Set exercise: Every line with the string "using" should be gathered.

Source data:
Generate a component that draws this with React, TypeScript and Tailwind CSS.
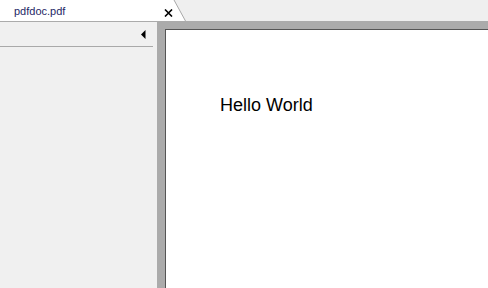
import React from "react";

export default function App() {
  return (
    <div className="w-[488px] h-[288px] overflow-hidden flex flex-col bg-[#efefef] font-['Liberation_Sans',Arial,sans-serif]">
      {/* Tab bar */}
      <div className="h-[21px] flex shrink-0 bg-[#efefef]">
        <div className="relative w-[188px] h-[21px]">
          <svg className="absolute inset-0" width="188" height="21" viewBox="0 0 188 21">
            <polygon points="0,0 174,0 185.5,21 0,21" fill="#ffffff" />
            <line x1="174" y1="0" x2="185.5" y2="21" stroke="#a8a8a8" strokeWidth="1" />
          </svg>
          <div className="relative w-[173px] flex justify-between pl-[14px] pt-[6px]">
            <span className="text-[11px] leading-[11px] text-[#1f1f66]">pdfdoc.pdf</span>
            <svg width="9" height="8" viewBox="0 0 9 8" className="mt-[3px]">
              <path d="M1 0.5 L8 7.5 M8 0.5 L1 7.5" stroke="#000" strokeWidth="1.6" />
            </svg>
          </div>
        </div>
      </div>
      {/* Body */}
      <div className="flex flex-1 min-h-0">
        <div className="w-[157px] shrink-0 bg-[#f0f0f0] border-t border-[#ababab] flex flex-col">
          <div className="h-[24px] flex items-start">
            <svg width="5" height="9" viewBox="0 0 5 9" className="ml-[141px] mt-[8px]">
              <polygon points="0,4.5 4.5,0 4.5,9" fill="#000" />
            </svg>
          </div>
          <div className="w-[153px] h-px bg-[#a9a9a9]" />
        </div>
        <div className="flex-1 bg-[#ababab] pt-[8px] pl-[8px] flex">
          <div className="flex-1 bg-white border-t border-l border-[#555555] pt-[66px] pl-[54px]">
            <div className="text-[18px] leading-[18px] text-black">Hello World</div>
          </div>
        </div>
      </div>
    </div>
  );
}
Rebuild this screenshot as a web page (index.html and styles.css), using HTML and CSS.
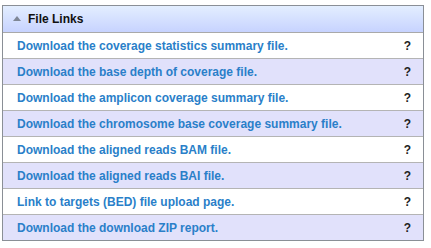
FILE: index.html
```html
<!DOCTYPE html>
<html>
<head>
<meta charset="utf-8">
<link rel="stylesheet" href="styles.css">
</head>
<body>
<div class="panel">
  <div class="head">
    <svg class="arrow" width="8" height="5" viewBox="0 0 8 5"><polygon points="0,5 8,5 4,0" fill="#7f8796"/></svg>
    <span class="title">File Links</span>
  </div>
  <div class="row"><a class="link">Download the coverage statistics summary file.</a><span class="q">?</span></div>
  <div class="row alt"><a class="link">Download the base depth of coverage file.</a><span class="q">?</span></div>
  <div class="row"><a class="link">Download the amplicon coverage summary file.</a><span class="q">?</span></div>
  <div class="row alt"><a class="link">Download the chromosome base coverage summary file.</a><span class="q">?</span></div>
  <div class="row"><a class="link">Download the aligned reads BAM file.</a><span class="q">?</span></div>
  <div class="row alt"><a class="link">Download the aligned reads BAI file.</a><span class="q">?</span></div>
  <div class="row"><a class="link">Link to targets (BED) file upload page.</a><span class="q">?</span></div>
  <div class="row alt last"><a class="link">Download the download ZIP report.</a><span class="q">?</span></div>
</div>
</body>
</html>
```
FILE: styles.css
```css
html, body { margin: 0; padding: 0; background: #fff; }
body { font-family: "Liberation Sans", Arial, sans-serif; }
.panel {
  margin: 5px 0 0 2px;
  width: 420px;
  border: 1px solid #8a8f96;
}
.head {
  height: 26px;
  display: flex;
  align-items: center;
  background: linear-gradient(#e3eeff, #c7d3ff);
  border-bottom: 1px solid #a9a9a9;
}
.arrow { margin-left: 10px; margin-right: 7px; margin-top: -1px; }
.title { font-size: 12px; font-weight: bold; color: #111; }
.row {
  height: 25px;
  display: flex;
  align-items: center;
  justify-content: space-between;
  border-bottom: 1px solid #b4b4b4;
  background: #fff;
}
.row.alt { background: #e1e1fb; }
.row.last { border-bottom: none; }
.link {
  margin-left: 14px;
  font-size: 12px;
  font-weight: bold;
  color: #2a7fc9;
}
.q {
  margin-right: 12px;
  font-size: 12px;
  font-weight: bold;
  color: #222;
}
```
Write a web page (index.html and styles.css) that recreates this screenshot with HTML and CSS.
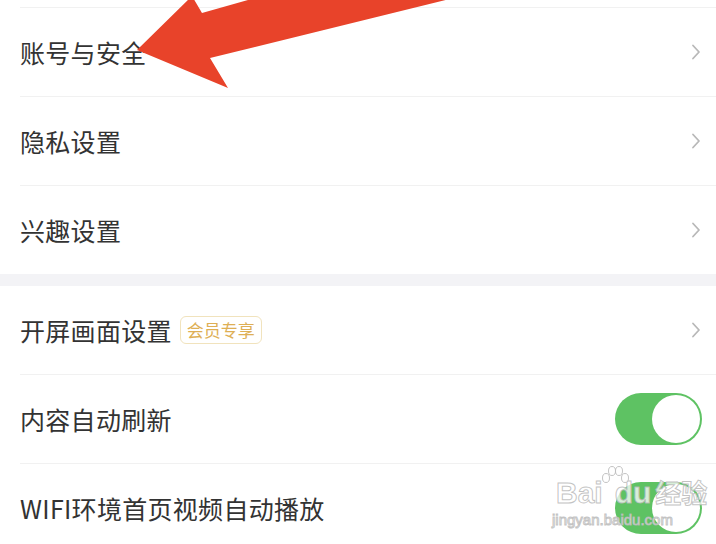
FILE: index.html
```html
<!DOCTYPE html>
<html lang="zh-CN">
<head>
<meta charset="utf-8">
<link rel="stylesheet" href="styles.css">
</head>
<body>
<div class="screen">
  <div class="group first">
    <div class="row"><span class="label">账号与安全</span><svg class="chev" width="10" height="16" viewBox="0 0 10 16"><path d="M2 1.5 L8 8 L2 14.5" fill="none" stroke="#b8b8b8" stroke-width="1.8" stroke-linecap="round" stroke-linejoin="round"/></svg></div>
    <div class="row"><span class="label">隐私设置</span><svg class="chev" width="10" height="16" viewBox="0 0 10 16"><path d="M2 1.5 L8 8 L2 14.5" fill="none" stroke="#b8b8b8" stroke-width="1.8" stroke-linecap="round" stroke-linejoin="round"/></svg></div>
    <div class="row"><span class="label">兴趣设置</span><svg class="chev" width="10" height="16" viewBox="0 0 10 16"><path d="M2 1.5 L8 8 L2 14.5" fill="none" stroke="#b8b8b8" stroke-width="1.8" stroke-linecap="round" stroke-linejoin="round"/></svg></div>
  </div>
  <div class="band"></div>
  <div class="group second">
    <div class="row"><span class="label">开屏画面设置</span><span class="badge">会员专享</span><svg class="chev" width="10" height="16" viewBox="0 0 10 16"><path d="M2 1.5 L8 8 L2 14.5" fill="none" stroke="#b8b8b8" stroke-width="1.8" stroke-linecap="round" stroke-linejoin="round"/></svg></div>
    <div class="row"><span class="label">内容自动刷新</span><span class="toggle"><span class="knob"></span></span></div>
    <div class="row"><span class="label">WIFI环境首页视频自动播放</span><span class="toggle"><span class="knob"></span></span></div>
  </div>

  <svg class="arrow" width="716" height="100" viewBox="0 0 716 100">
    <polygon points="137,50 192,-4 202,13 460,-60 470,-6 210,58 228,88" fill="#e8432a"/>
  </svg>

  <div class="watermark">
    <svg class="paw" width="30" height="28" viewBox="0 0 30 28">
      <g fill="rgba(255,255,255,0.75)" stroke="rgba(185,185,185,0.85)" stroke-width="1">
        <ellipse cx="6" cy="12" rx="3.5" ry="4.5"/>
        <ellipse cx="12" cy="5" rx="3.5" ry="4.5"/>
        <ellipse cx="19" cy="5" rx="3.5" ry="4.5"/>
        <ellipse cx="25" cy="12" rx="3.5" ry="4.5"/>
      </g>
    </svg>
    <div class="wm-top"><span class="wm-bai">Bai</span><span class="wm-du">du</span><span class="wm-jy">经验</span></div>
    <div class="wm-url">jingyan.baidu.com</div>
  </div>
</div>
</body>
</html>
```
FILE: styles.css
```css
* { box-sizing: border-box; }
html, body { margin: 0; padding: 0; background: #fff; }
body {
  font-family: "Noto Sans CJK SC", "Noto Sans", sans-serif;
  color: #333;
  overflow: hidden;
}
.screen {
  position: relative;
  width: 716px;
  height: 544px;
  overflow: hidden;
}
.group { padding-left: 20px; background: #fff; }
.group.first { margin-top: 7px; }
.row {
  display: flex;
  align-items: center;
  height: 89px;
  padding-right: 15px;
  border-top: 1px solid #f1f1f1;
}
.group.second .row:first-child { border-top: none; height: 88px; }
.label {
  font-size: 25px;
  line-height: 1;
  color: #333;
  letter-spacing: 0.3px;
}
.chev { margin-left: auto; }
.badge {
  margin-left: 8px;
  height: 28px;
  padding: 0 6px;
  border: 1px solid #f1e3bd;
  border-radius: 6px;
  font-size: 17px;
  line-height: 26px;
  color: #deaf55;
}
.band { height: 12px; background: #f3f3f6; }
.toggle {
  margin-left: auto;
  margin-right: -1px;
  position: relative;
  width: 87px;
  height: 52px;
  border-radius: 26px;
  background: #5ec263;
}
.knob {
  position: absolute;
  right: 2px;
  top: 2px;
  width: 48px;
  height: 48px;
  border-radius: 50%;
  background: #fff;
}
.arrow { position: absolute; left: 0; top: 0; }
.watermark {
  position: absolute;
  left: 556px;
  top: 474px;
  color: rgba(255,255,255,0.75);
  -webkit-text-stroke: 1px rgba(185,185,185,0.85);
  font-family: "Liberation Sans", sans-serif;
}
.paw { position: absolute; left: 44px; top: -8px; }
.wm-top { font-size: 30px; font-weight: bold; line-height: 36px; display: flex; align-items: baseline; }
.wm-du { margin-left: 12px; }
.wm-jy { margin-left: 4px; font-family: "Noto Sans CJK SC", sans-serif; font-size: 26px; }
.wm-url { font-size: 15px; line-height: 18px; margin-left: -4px; }
```
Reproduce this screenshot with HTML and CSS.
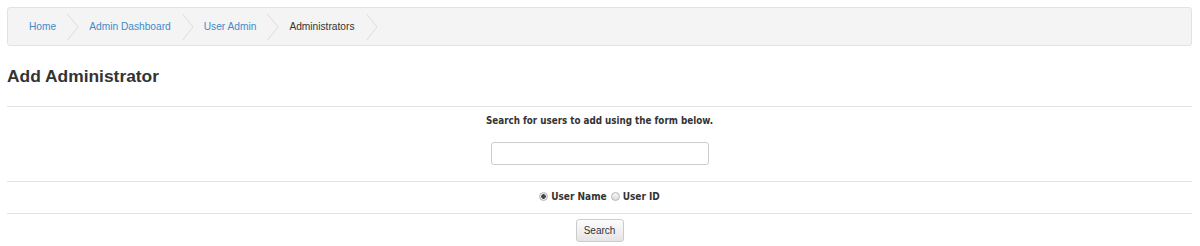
FILE: index.html
```html
<!DOCTYPE html>
<html lang="en">
    <head>
        <meta charset="UTF-8">
        <title>Add Administrator</title>
        <link rel="stylesheet" href="styles.css">
    </head>
    <body>
        <nav class="crumbs">
            <a href="#">Home</a>
            <svg class="sep" width="12" height="26" viewBox="0 0 12 26"><polyline points="0.5,0 11,13 0.5,26" fill="none" stroke="#dcdcdc" stroke-width="1"/></svg>
            <a href="#">Admin Dashboard</a>
            <svg class="sep" width="12" height="26" viewBox="0 0 12 26"><polyline points="0.5,0 11,13 0.5,26" fill="none" stroke="#dcdcdc" stroke-width="1"/></svg>
            <a href="#">User Admin</a>
            <svg class="sep" width="12" height="26" viewBox="0 0 12 26"><polyline points="0.5,0 11,13 0.5,26" fill="none" stroke="#dcdcdc" stroke-width="1"/></svg>
            <span class="current">Administrators</span>
            <svg class="sep" width="12" height="26" viewBox="0 0 12 26"><polyline points="0.5,0 11,13 0.5,26" fill="none" stroke="#dcdcdc" stroke-width="1"/></svg>
        </nav>

        <h1 class="title">Add Administrator</h1>

        <form class="search-form">
            <div class="row intro">
                <p>Search for users to add using the form below.</p>
                <input type="text" class="field">
            </div>
            <div class="row options">
                <label><input type="radio" name="by" checked> User Name</label>
                <label><input type="radio" name="by"> User ID</label>
            </div>
            <div class="row actions">
                <button type="button" class="btn">Search</button>
            </div>
        </form>
    </body>
</html>
```

FILE: styles.css
```css
*{
    box-sizing: border-box;
}

body{
    margin: 7px 8px 0 7px;
    font-family: "Liberation Sans", Arial, sans-serif;
    color: #333;
    background: #fff;
}

a{
    color: #428bca;
    text-decoration: none;
}

.crumbs{
    height: 39px;
    display: flex;
    align-items: center;
    padding-left: 21px;
    background: #f4f4f4;
    border: 1px solid #e2e2e2;
    border-radius: 3px;
    font-size: 10.2px;
}
.crumbs .sep{
    margin: 0 10px 0 11px;
}
.crumbs .current{
    color: #333;
}

.title{
    margin: 0;
    padding: 20px 0 0 0;
    height: 61px;
    font-size: 17.4px;
    font-weight: bold;
    color: #333;
    border-bottom: 1px solid #e3e3e3;
}

.search-form .row{
    text-align: center;
    border-bottom: 1px solid #e3e3e3;
}
.intro{
    padding: 8px 0 16px 0;
}
.intro p{
    margin: 0 0 16px 0;
    font-family: "DejaVu Sans Condensed", "DejaVu Sans", sans-serif;
    font-size: 9.75px;
    font-weight: bold;
    color: #333;
}
.field{
    width: 218px;
    height: 23px;
    border: 1px solid #ccc;
    border-radius: 3px;
    background: #fff;
    display: inline-block;
    vertical-align: top;
}

.options{
    height: 32px;
    padding-bottom: 3px;
    display: flex;
    align-items: center;
    justify-content: center;
    gap: 4px;
    font-family: "DejaVu Sans Condensed", "DejaVu Sans", sans-serif;
    font-size: 10px;
    font-weight: bold;
}
.options label{
    display: flex;
    align-items: center;
    gap: 3px;
}
.options input{
    appearance: none;
    margin: 0;
    width: 9px;
    height: 9px;
    border: 1px solid #b5b5b5;
    border-radius: 50%;
    background: linear-gradient(#f6f6f6, #dcdcdc);
}
.options input:checked{
    background: radial-gradient(circle, #444 0 2px, #e8e8e8 2.5px);
}

.search-form .actions{
    border-bottom: none;
    padding-top: 5px;
}
.btn{
    width: 48px;
    height: 23px;
    font-family: "Liberation Sans", Arial, sans-serif;
    font-size: 10px;
    color: #333;
    border: 1px solid #ccc;
    border-radius: 3px;
    background: linear-gradient(#fdfdfd, #e4e4e4);
    padding: 0;
}
```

Answer for this exercise:
Rebuild this screenshot as a web page (index.html and styles.css), using HTML and CSS.
                <p>Search for users to add using the form below.</p>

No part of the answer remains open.